The service is running on http://localhost:8080 (or whatever port you configured). We will use Postman (or curl) to interact with the admin endpoints.
- Ingest Initial Data (Pre-requisite)
The batch jobs need data to process. You need to simulate inserting some raw data into the source PostgreSQL table (bank_a_transactions) in the Docker container first.
You can use a PostgreSQL client or docker exec to manually insert some rows into the bank_a_transactions table.
- Manually Trigger the Ingestion Job (Endpoint 1)
Use a POST request to the administration API to start the data ingestion job manually.
- URL:
http://localhost:8080/api/v1/ingestion/start/BANK_A - Method:
POST
This should return a status {"status": "STARTED", "jobExecutionId": "..."}. The job runs, reads the raw data, stages it as a CSV file in the /opt/data/staging directory inside the Docker container, and sends a Kafka event.
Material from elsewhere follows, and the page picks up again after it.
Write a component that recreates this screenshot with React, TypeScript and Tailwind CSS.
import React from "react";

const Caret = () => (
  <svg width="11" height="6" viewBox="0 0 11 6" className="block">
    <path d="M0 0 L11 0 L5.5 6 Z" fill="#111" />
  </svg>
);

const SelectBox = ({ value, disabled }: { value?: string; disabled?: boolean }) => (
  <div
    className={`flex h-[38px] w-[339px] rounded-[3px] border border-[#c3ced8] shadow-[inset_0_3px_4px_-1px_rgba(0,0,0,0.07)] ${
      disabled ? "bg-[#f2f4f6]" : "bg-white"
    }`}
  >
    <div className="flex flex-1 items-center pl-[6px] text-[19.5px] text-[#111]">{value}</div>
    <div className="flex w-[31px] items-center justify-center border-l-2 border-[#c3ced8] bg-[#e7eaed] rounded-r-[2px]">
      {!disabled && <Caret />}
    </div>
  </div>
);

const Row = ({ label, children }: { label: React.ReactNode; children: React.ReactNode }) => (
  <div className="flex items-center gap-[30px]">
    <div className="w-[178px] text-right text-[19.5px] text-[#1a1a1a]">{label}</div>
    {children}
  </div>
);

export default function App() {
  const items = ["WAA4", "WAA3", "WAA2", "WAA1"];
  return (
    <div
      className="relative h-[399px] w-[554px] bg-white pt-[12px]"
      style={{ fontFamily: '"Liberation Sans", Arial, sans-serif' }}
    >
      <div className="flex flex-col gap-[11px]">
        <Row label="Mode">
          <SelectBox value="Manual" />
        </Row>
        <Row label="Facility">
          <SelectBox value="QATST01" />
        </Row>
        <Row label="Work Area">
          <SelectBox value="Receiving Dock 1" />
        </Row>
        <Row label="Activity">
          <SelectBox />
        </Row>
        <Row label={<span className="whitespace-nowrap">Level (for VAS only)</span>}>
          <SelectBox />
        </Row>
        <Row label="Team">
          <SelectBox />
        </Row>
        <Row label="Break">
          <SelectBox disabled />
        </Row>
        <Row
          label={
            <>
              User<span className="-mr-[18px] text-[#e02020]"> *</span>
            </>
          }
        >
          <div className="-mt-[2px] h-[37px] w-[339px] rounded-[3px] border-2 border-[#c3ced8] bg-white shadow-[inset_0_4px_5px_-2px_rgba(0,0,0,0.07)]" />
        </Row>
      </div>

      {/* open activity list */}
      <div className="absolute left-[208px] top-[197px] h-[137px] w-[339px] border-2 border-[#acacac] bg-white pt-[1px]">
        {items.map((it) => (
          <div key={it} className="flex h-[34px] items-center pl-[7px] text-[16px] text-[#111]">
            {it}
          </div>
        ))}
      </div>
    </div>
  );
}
- Check Job Status (Endpoint 2)
Use a GET request to check the status of the job you just started (use the jobExecutionId returned in the previous step, e.g., 1).
- URL:
http://localhost:8080/api/v1/ingestion/status/1 - Method:
GET
This should return a status like {"jobExecutionId": "1", "status": "COMPLETED"} once finished.
- Trigger the Modeling Job (Endpoint 3)
The previous job produced a CSV file and a Kafka event. To test the modelling job (which processes that CSV data), you typically rely on the Kafka consumer.
However, we can manually trigger the modeling job using its specific API endpoint. You need the full path of the file generated in Step 2 (check the Docker logs for the ingestion service to find the exact path, e.g., /opt/data/staging/ingestion_BANK_A_1764540631933.csv).
- URL:
http://localhost:8080/api/v1/modeling/trigger-manual-job?bankId=BANK_A&inputUri=file:///opt/data/staging/ingestion_BANK_A_TIMESTAMP.csv(Replace TIMESTAMP) - Method:
POST
This job runs, enriches the data, and writes the final rows to the FACT_TRANSACTIONS table in the PostgreSQL database.